- **Task statement**: Copy exactly the lines that run from the top of the listing to the line containing "24, viewBox: '1", both ends included, and omit the pictures.

- **Information shown**:
______

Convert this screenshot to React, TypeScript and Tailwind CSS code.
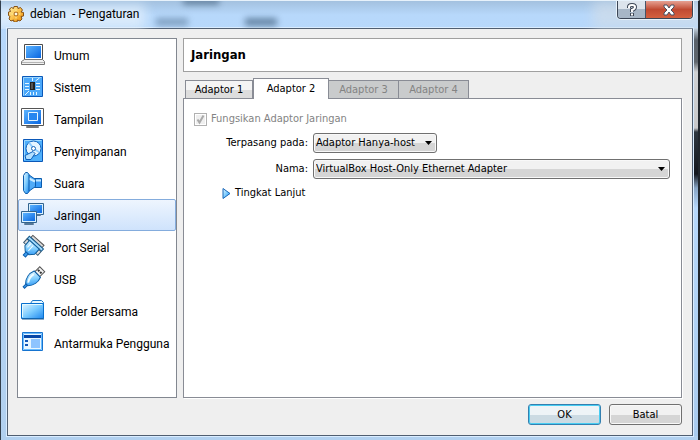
import React from 'react';

const svgProps = { width: 24, height: 24, viewBox: '1 1 24 24', 'aria-hidden': true, className: 'shrink-0 overflow-visible' };

const Gradients: React.FC = () => (
  <svg width="0" height="0" className="absolute" aria-hidden="true">
    <defs>
      <linearGradient id="screen" x1="0" y1="0" x2="1" y2="1">
        <stop offset="0" stopColor="#5cb4ff" />
        <stop offset="1" stopColor="#0a66e0" />
      </linearGradient>
      <linearGradient id="light" x1="0" y1="0" x2="1" y2="1">
        <stop offset="0" stopColor="#e8f8ff" />
        <stop offset="0.5" stopColor="#7cccff" />
        <stop offset="1" stopColor="#1c86ee" />
      </linearGradient>
      <linearGradient id="gold" x1="0" y1="0" x2="1" y2="1">
        <stop offset="0" stopColor="#fff3a8" />
        <stop offset="0.5" stopColor="#fcc04a" />
        <stop offset="1" stopColor="#e88a08" />
      </linearGradient>
    </defs>
  </svg>
);

const GeneralIcon = () => (
  <svg {...svgProps}>
    <path d="M4.500 2.500h18v15h-18z" fill="#fff" stroke="#4c4c4c" />
    <path d="M6 4h15v12H6z" fill="url(#screen)" />
    <path d="M4.500 17.500h18l2 2v3h-23v-3z" fill="#f0f0f0" stroke="#777" />
    <path d="M2 20.500h22" stroke="#b5b5b5" />
  </svg>
);

const SystemIcon = () => (
  <svg {...svgProps}>
    <path d="M2.500 2.500h20v20h-20z" fill="#4ba8fa" stroke="#0b58b8" />
    <path d="M3.500 21.500v-18h18" fill="none" stroke="#9ad6ff" />
    <path d="M10 8h5v8h-5z" fill="#222" />
    <path d="M11 9h2v6h-2z" fill="#555" />
    <path
      d="M5 9.500h4M5 12.500h4M5 15.500h4M16 9.500h4M16 12.500h4M16 15.500h4M12.500 4v3M15.500 7l4-3M10.500 18v3M13.500 18v3M16.500 18v3M9 17l-4 4"
      stroke="#e6f6ff"
      fill="none"
    />
  </svg>
);

const DisplayIcon = () => (
  <svg {...svgProps}>
    <path d="M1.500 2.500h22v17h-22z" fill="#fff" stroke="#555" />
    <path d="M4 4h17v14H4z" fill="url(#screen)" />
    <path d="M8.500 6.500h9v8h-9z" fill="#2586f0" stroke="#e5f5ff" />
    <path d="M6.500 20.500h12v1h-12z" fill="#eee" stroke="#777" />
  </svg>
);

const StorageIcon = () => (
  <svg {...svgProps}>
    <path d="M3.500 1.500h19v22h-19z" fill="#4fb0fb" stroke="#0b58b8" />
    <path d="M4.500 22V2.500h17" stroke="#9fd9ff" fill="none" />
    <circle cx="13.500" cy="10.500" r="7.500" fill="#e5f5ff" stroke="#0b60bd" />
    <path d="M13.500 10.500L9 4.500M13.500 10.500l6 4" stroke="#8dccff" strokeWidth="2" />
    <circle cx="13.500" cy="10.500" r="2" fill="#fff" stroke="#1766b8" />
    <path d="M13 13.500l-8 4 1 4h5l4-6z" fill="#b4e0ff" stroke="#0b60bd" />
  </svg>
);

const AudioIcon = () => (
  <svg {...svgProps}>
    <path d="M14.500 8.500h7v9h-7z" fill="#3b9df8" stroke="#0b5cad" />
    <path d="M15 10.500h6" stroke="#c0e6ff" strokeWidth="2" />
    <path d="M8.500 4.500l7 5v7l-7 5z" fill="#4fabf8" stroke="#0b5cad" />
    <path d="M9 8.500l6 3" stroke="#c8eaff" strokeWidth="2" />
    <path d="M5.500 2.500h2l1.500 2v17l-1.500 2h-2l-2-3v-15z" fill="url(#light)" stroke="#0b5cad" />
  </svg>
);

const NetworkIcon = () => (
  <svg {...svgProps}>
    <path d="M8.500 1.500h15v11h-15z" fill="#d8f0ff" stroke="#32648f" />
    <path d="M10 3h12v8H10z" fill="url(#screen)" />
    <path d="M12.500 12.500h8v1h-8z" fill="#eee" stroke="#547797" />
    <path d="M1.500 9.500h15v11h-15z" fill="#d8f0ff" stroke="#32648f" />
    <path d="M3 11h12v8H3z" fill="url(#screen)" />
    <path d="M4.500 21.500h9v1h-9z" fill="#eee" stroke="#547797" />
  </svg>
);

const SerialIcon = () => (
  <svg {...svgProps}>
    <g transform="rotate(42 12 12)">
      <path d="M5.500 3.500h15v3h-15z" fill="#d8d8d8" stroke="#555" />
      <path d="M3.500 10h3v5h-3zM19.500 10h3v5h-3z" fill="#ddd" stroke="#3c5c74" />
      <path d="M3.500 6.500h19v3h-19z" fill="#a4dcfd" stroke="#175a8c" />
      <path d="M6.500 9.500h13v7l-4 4h-5l-4-4z" fill="url(#light)" stroke="#12619e" />
      <path d="M11.500 20.500h3v4h-3z" fill="#3e9ff0" stroke="#0f5fae" />
      <path d="M9.500 11v5M12.500 11v7" stroke="#effbff" />
    </g>
  </svg>
);

const UsbIcon = () => (
  <svg {...svgProps}>
    <g transform="rotate(45 12 12)">
      <path d="M9.500-1.500h7v7h-7z" fill="#f2f2f2" stroke="#555" />
      <path d="M10.500 1h2v2h-2zM13.500 1h2v2h-2z" fill="#333" />
      <path d="M8.500 5.500h9c2 5 1 11-3 15h-3c-4-4-5-10-3-15z" fill="url(#light)" stroke="#075da7" />
      <path d="M10.500 8c-1 4 0 7 2 10" stroke="#eefbff" strokeWidth="2" fill="none" />
      <path d="M12 20.500h2v4h-2z" fill="#3e9ff0" stroke="#0f5fae" />
    </g>
  </svg>
);

const FolderIcon = () => (
  <svg {...svgProps}>
    <path d="M10.500 5.500l2-3h9l2 2v5h-13z" fill="#e8f8ff" stroke="#1976c8" />
    <path d="M1.500 5.500h22v15h-22z" fill="url(#light)" stroke="#0870ce" />
    <path d="M2.500 19V6.500H22" fill="none" stroke="#e5faff" />
    <path d="M2 21h22" stroke="#185991" />
  </svg>
);

const InterfaceIcon = () => (
  <svg {...svgProps}>
    <path d="M2.500 2.500h20v18h-20z" fill="#fff" stroke="#1674d0" />
    <path d="M3.500 3.500h18v16h-18z" fill="#e7f6ff" stroke="#6bbcff" />
    <path d="M4 5h17v3H4z" fill="#0747a8" />
    <path d="M5 10h3v2H5zM5 14h3v2H5z" fill="#1157b8" />
    <path d="M11 9h9v9h-9z" fill="#8dc4ff" />
  </svg>
);

const GearIcon = () => (
  <svg width="16" height="16" viewBox="0 0 16 16" aria-hidden="true">
    <path
      d="M6 .5h3.500l.5 2L12.500 1.500l2 2.500-1.500 2 2.500.5v3.500l-2.500.5 1 2.500-2 2-2.500-1-.5 2H6l-.5-2-2.500 1-2-2 1-2.500-1.500-1V6l2-.5L1.500 3l2-1.500 2 1z"
      fill="url(#gold)"
      stroke="#865014"
    />
    <circle cx="8" cy="8" r="2" fill="#fffbe8" stroke="#a8600c" />
    <path d="M8 3.500v2M8 10.500v2M3.500 8h2M10.500 8h2" stroke="#fff0a0" />
  </svg>
);

const sections = [
  { name: 'Umum', Icon: GeneralIcon },
  { name: 'Sistem', Icon: SystemIcon },
  { name: 'Tampilan', Icon: DisplayIcon },
  { name: 'Penyimpanan', Icon: StorageIcon },
  { name: 'Suara', Icon: AudioIcon },
  { name: 'Jaringan', Icon: NetworkIcon },
  { name: 'Port Serial', Icon: SerialIcon },
  { name: 'USB', Icon: UsbIcon },
  { name: 'Folder Bersama', Icon: FolderIcon },
  { name: 'Antarmuka Pengguna', Icon: InterfaceIcon },
];

const TitleBar: React.FC = () => (
  <header className="relative flex h-7 shrink-0 items-start overflow-hidden">
    {/* shapes showing through the glass */}
    <div className="absolute -left-4 top-1 h-6 w-40 bg-[#e3f0fc] opacity-80 blur-[6px]" />
    <div className="absolute left-[155px] top-[17px] h-2 w-8 bg-[#5f7f9f] opacity-60 blur-[3px]" />
    <div className="absolute left-[244px] top-[17px] h-2 w-8 bg-[#456482] opacity-70 blur-[3px]" />
    <div className="absolute left-[182px] -top-1 h-2 w-9 bg-[#405e7b] opacity-60 blur-[3px]" />
    <div className="absolute left-[592px] top-0 h-7 w-28 bg-[#d0dce9] opacity-70 blur-[6px]" />
    <div className="relative flex h-[26px] flex-1 items-center gap-[6px] pl-[7px]">
      <GearIcon />
      <h1 className="whitespace-pre font-['Roboto','Open_Sans',sans-serif] text-[12px] leading-4">debian  - Pengaturan</h1>
    </div>
    <div className="relative mr-[5px] flex h-[18px] overflow-hidden rounded-b-[4px] border border-t-0 border-[#3c4656] shadow-[0_0_0_1px_#e9f3fb]">
      <button
        aria-label="Bantuan"
        className="flex w-7 items-center justify-center border-r border-[#465467] bg-linear-to-b from-[#dce4ec] from-50% to-[#a7b6c6] to-50%"
      >
        <svg width="10" height="14" viewBox="0 0 10 14" aria-hidden="true">
          <path d="M2 5V4q0-2 3-2t3 2q0 2-3 3v2M5 10v3" fill="none" stroke="#3d4756" strokeWidth="4" />
          <path d="M2 5V4q0-2 3-2t3 2q0 2-3 3v2M5 10.500v2" fill="none" stroke="#fff" strokeWidth="2" />
        </svg>
      </button>
      <button
        aria-label="Tutup"
        className="flex w-[46px] items-center justify-center bg-linear-to-b from-[#e5a092] from-0% via-[#c04a32] via-50% to-[#d4603f]"
      >
        <svg width="14" height="12" viewBox="0 0 14 12" aria-hidden="true">
          <path d="M2 1h3l2 3 2-3h3v2L9 6l3 3v2H9L7 8l-2 3H2V9l3-3-3-3z" fill="#fff" stroke="#4a5060" />
        </svg>
      </button>
    </div>
  </header>
);

const Sidebar: React.FC = () => (
  <nav className="w-[160px] shrink-0 border border-[#828790] bg-white">
    <ul>
      {sections.map(({ name, Icon }) => (
        <li key={name}>
          <button
            className={`flex h-8 w-full items-center gap-[9px] whitespace-nowrap rounded-[2px] border pl-[2px] text-left font-['Roboto','Open_Sans',sans-serif] text-[12px] leading-4 ${
              name === 'Jaringan'
                ? 'border-[#84acdd] bg-linear-to-b from-[#eef5fe] to-[#cfe3fc]'
                : 'border-transparent'
            }`}
          >
            <Icon />
            <span className="pt-px">{name}</span>
          </button>
        </li>
      ))}
    </ul>
  </nav>
);

const Tabs: React.FC = () => (
  <div role="tablist" className="flex items-end pl-[2px]">
    <button role="tab" className="h-[18px] w-[68px] border border-b-0 border-[#898c95] bg-linear-to-b from-[#f4f4f4] from-50% to-[#dddddd] to-50%">
      Adaptor 1
    </button>
    <button role="tab" aria-selected="true" className="relative -mb-px h-[21px] w-[76px] border border-b-0 border-[#898c95] bg-white">
      Adaptor 2
    </button>
    <button role="tab" disabled className="h-[18px] w-[70px] border border-b-0 border-l-0 border-[#898c95] bg-[#c9cbcc] text-[#838383]">
      Adaptor 3
    </button>
    <button role="tab" disabled className="h-[18px] w-[70px] border border-b-0 border-l-0 border-[#898c95] bg-[#c9cbcc] text-[#838383]">
      Adaptor 4
    </button>
  </div>
);

interface ComboProps {
  id: string;
  value: string;
  className: string;
}

const Combo: React.FC<ComboProps> = ({ id, value, className }) => (
  <div className={`relative ${className}`}>
    <select
      id={id}
      className="block h-5 w-full appearance-none rounded-[3px] border border-[#707070] bg-linear-to-b from-[#f1f1f1] from-50% to-[#d5d5d5] to-50% pl-[2px] pr-4 leading-4 shadow-[inset_0_0_0_1px_#f8f8f8]"
    >
      <option>{value}</option>
    </select>
    <svg className="pointer-events-none absolute right-[5px] top-2" width="7" height="4" viewBox="0 0 7 4" aria-hidden="true">
      <path d="M0 0h7L3.500 4z" fill="#000" />
    </svg>
  </div>
);

const AdapterForm: React.FC = () => (
  <form className="flex-1 border border-[#898c95] bg-white px-[10px] pt-3 shadow-[1px_1px_0_#fff]">
    <label className="flex h-4 items-center gap-1 text-[#838383]">
      <span className="relative flex">
        <input type="checkbox" checked disabled readOnly className="h-[13px] w-[13px] appearance-none border border-[#b1b1b1] bg-[#efefef] shadow-[inset_0_0_0_1px_#fff]" />
        <svg className="pointer-events-none absolute inset-0" width="13" height="13" viewBox="0 0 13 13" aria-hidden="true">
          <path d="M3.500 6.500l2 3 4-7" fill="none" stroke="#aaa" strokeWidth="2" />
        </svg>
      </span>
      Fungsikan Adaptor Jaringan
    </label>
    <div className="mt-[6px] grid grid-cols-[114px_minmax(0,1fr)] items-center gap-x-[5px] gap-y-[6px] pr-px">
      <label htmlFor="attached" className="text-right">Terpasang pada:</label>
      <Combo id="attached" value="Adaptor Hanya-host" className="w-[124px]" />
      <label htmlFor="adapter-name" className="text-right">Nama:</label>
      <Combo id="adapter-name" value="VirtualBox Host-Only Ethernet Adapter" className="w-full" />
    </div>
    <button type="button" className="ml-7 mt-[6px] flex h-4 items-center gap-1">
      <svg width="9" height="11" viewBox="0 0 9 11" aria-hidden="true">
        <path d="M1 .5l7 5-7 5z" fill="url(#light)" stroke="#1766b8" />
      </svg>
      Tingkat Lanjut
    </button>
  </form>
);

const App: React.FC = () => (
  <div className="flex min-h-screen flex-col border-l border-r-2 border-t border-l-[#333f4c] border-r-[#20262d] border-t-[#e7f2fb] bg-[#b7d8fa] bg-linear-to-b from-[#a3c1df] via-[#b7d8fb] via-[14px] to-[#b1d0ef] font-['DejaVu_Sans_Condensed','DejaVu_Sans',sans-serif] text-[11px] leading-[14px] text-black">
    <Gradients />
    <TitleBar />
    <div className="mb-1 -mt-px flex flex-1">
      <div className="ml-[6px] mr-px flex min-w-0 flex-1 flex-col border border-[#505e70] bg-[#efefef] pb-[10px] pl-[9px] pr-[10px] pt-[9px] shadow-[0_0_0_1px_#d9ecff]">
        <div className="flex flex-1 gap-[6px]">
          <Sidebar />
          <main className="flex min-w-0 flex-1 flex-col">
            <h2 className="mb-[6px] flex h-[34px] items-center border border-[#a0a0a0] bg-white pl-[7px] text-[13px] font-bold leading-4">
              Jaringan
            </h2>
            <Tabs />
            <AdapterForm />
          </main>
        </div>
        <footer className="mt-[6px] flex justify-end gap-2">
          <button className="h-[21px] w-[73px] rounded-[3px] border border-[#3480b0] bg-linear-to-b from-[#eef4f7] from-50% to-[#ccdbe3] to-50% shadow-[inset_0_0_0_1px_#48cdf2]">
            OK
          </button>
          <button className="h-[21px] w-[73px] rounded-[3px] border border-[#707070] bg-linear-to-b from-[#f1f1f1] from-50% to-[#d5d5d5] to-50% shadow-[inset_0_0_0_1px_#f8f8f8]">
            Batal
          </button>
        </footer>
      </div>
      <div className="w-1 bg-[linear-gradient(#c5d3e1,#59616a_12px,#5f666d_34px,#cfd2d5_44px,#c8c8ca_100px,#2d3640_104px,#14181f_146px,#87a4c4_160px,#b7d8fb_180px,#a9cbee)]" />
    </div>
  </div>
);

export default App;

______

- **Written solution**:
Convert this screenshot to React, TypeScript and Tailwind CSS code.
import React from 'react';

const svgProps = { width: 24, height: 24, viewBox: '1 1 24 24', 'aria-hidden': true, className: 'shrink-0 overflow-visible' };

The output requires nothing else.